Melnychenko is divorced with one daughter.

== The 'Cassette Scandal' ==

On November 28, 2000, Ukrainian politician Oleksandr Moroz publicly accused President Kuchma of involvement in the murder of Gongadze, naming Melnychenko as the source of information and playing selected recordings to journalists, starting the 'Cassette Scandal'. Days earlier Melnychenko had fled Ukraine to Ostrava in the Czech Republic, where he left several bags containing dozens of CDs storing thousands of digital recordings. Melnychenko left Ukraine covertly with his family, breaking an official prohibition on leaving the country.

Melnychenko claimed that he acted alone when recording the President's conversations and then publishing them abroad. According to Melnychenko, he put an amateur digital dictaphone under a sofa in Kuchma's office and was changing it every time he inspected the room. As the Major states, he was motivated purely by his disillusionment with what he perceived as the extremely corrupt nature of Kuchma's regime and "decided to document evidences of crimes" committed by the President. After the disappearance of Georgiy Gongadze, he supposedly decided to publish the recordings and protect his life. Then Melnychenko turned to his political sympathizer Oleksander Moroz for help, and received it.

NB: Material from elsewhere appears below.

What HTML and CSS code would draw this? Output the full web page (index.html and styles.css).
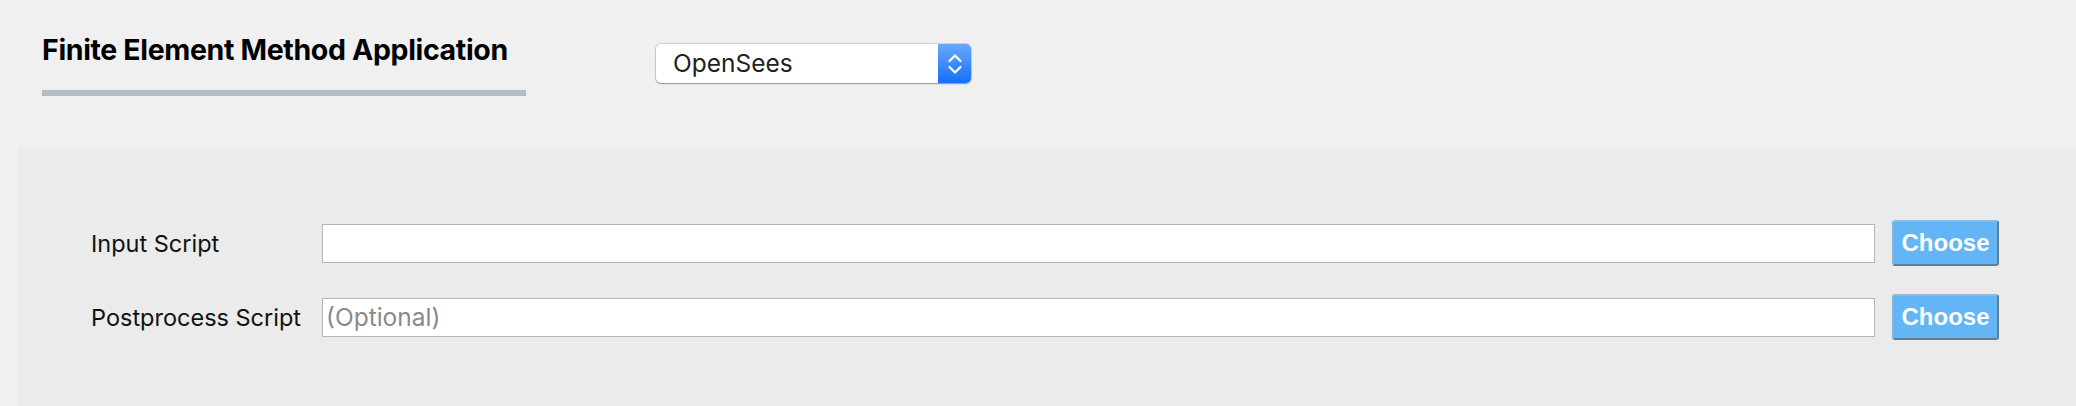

Later, Melnychenko moved to the United States and received political asylum there. His tapes were eventually made available to the United States intelligence services and examined to determine their authenticity and content. The authenticity of the whole file of tapes remains officially unconfirmed. However, U.S. forensic experts have officially analyzed the section of tapes concerning Iraq issues and found it authentic.

The Ukrainian authorities have issued an international search warrant for Melnychenko, claiming that he is an 'important witness' and possible traitor of state secrets. However, no evidence of forced return or assassination efforts against Melnychenko were made public.

Many experts and journalists find Melnychenko's story highly questionable. In particular, they argue that:

- It is not clear why or how exactly Melnychenko started the operation. Being a career tech agent, he has never been involved in any kind of intelligence, analysis or criminal investigation. Thus, he was unlikely to have information on the President's committing judicially proven crimes.
- The means of recording described by Melnychenko seems odd, both in technical and operative terms. Indeed, it is impossible to record about 500 hours of conversations by simply changing amateur dictaphone once a day. Melnychenko's former commanding officers argue that even a very small device would be easily discovered during routine searches of the room conducted by several agents.
- The original device(s) used for recording, as well as the full file of recordings, have never been presented to journalists or Ukrainian prosecutors. Besides, Melnychenko should have known that a recording copied from digital recorder will not be found authentic, making the whole idea of "documenting evidences" a nonsense.

Nevertheless, experts and politicians analyzing the recordings agree that at least some of them are real, judging by known voices, speaking manners and confidential details mentioned. A few politicians, including Kuchma himself, have officially claimed they recognize their own voices on the tapes. However, the President and his supporters have always denied the authenticity of the body of conversations recorded, calling them a "montage". On the other hand, in 2002 Bruce Koenig, of the US forensic firm Bek Tek, a former worker in the FBI's forensic laboratory, examined the recordings and concluded that there were no signs of them having been doctored.

==Events following the scandal==
After he received asylum, Melnychenko started to become actively involved in Ukraine's politics and foreign relations, making comments for media and writing books based on his records.

In 2004, Volodymyr Tsvil, a Ukrainian businessman and former KGB officer who supposedly assisted Melnychenko in his escape and further accommodation in the West, publicly accused him of not revealing certain details of the case.

On March 1, 2005 the criminal case against Melnychenko for "the disclosure of state secrets, abuse of office and using counterfeit documents" was closed.

Melnychenko tried to run in the 2010 Ukrainian presidential election but was not registered as a candidate because he did not pay the mandatory election deposit of 2.5 million hryvnya.

On December 6, 2009 Melnychenko accused Volodymyr Lytvyn of ordering the murder of journalist Georgiy Gongadze in 2000. A spokesperson for Lytvyn dismissed the claims as part of the 2010 Ukrainian presidential election campaign.

On July 29, 2011 the criminal case against Melnychenko originally closed on March 1, 2005 was reopened. In October 2011 an arrest warrant against him was issued for "evading investigation and preventing the establishment of truth". According to Ukrainian press Melnychenko was living in the United States at the time, while he claimed he was in Israel; he said he lived there because "there was a plan to physically exterminate me". In late March 2010 the investigation into Melnychenko was suspended because his location had not been established (Melnychenko himself claimed he was living in the United States).

In October 2012, Melnychenko was briefly detained and then released by the law enforcement services of Ukraine.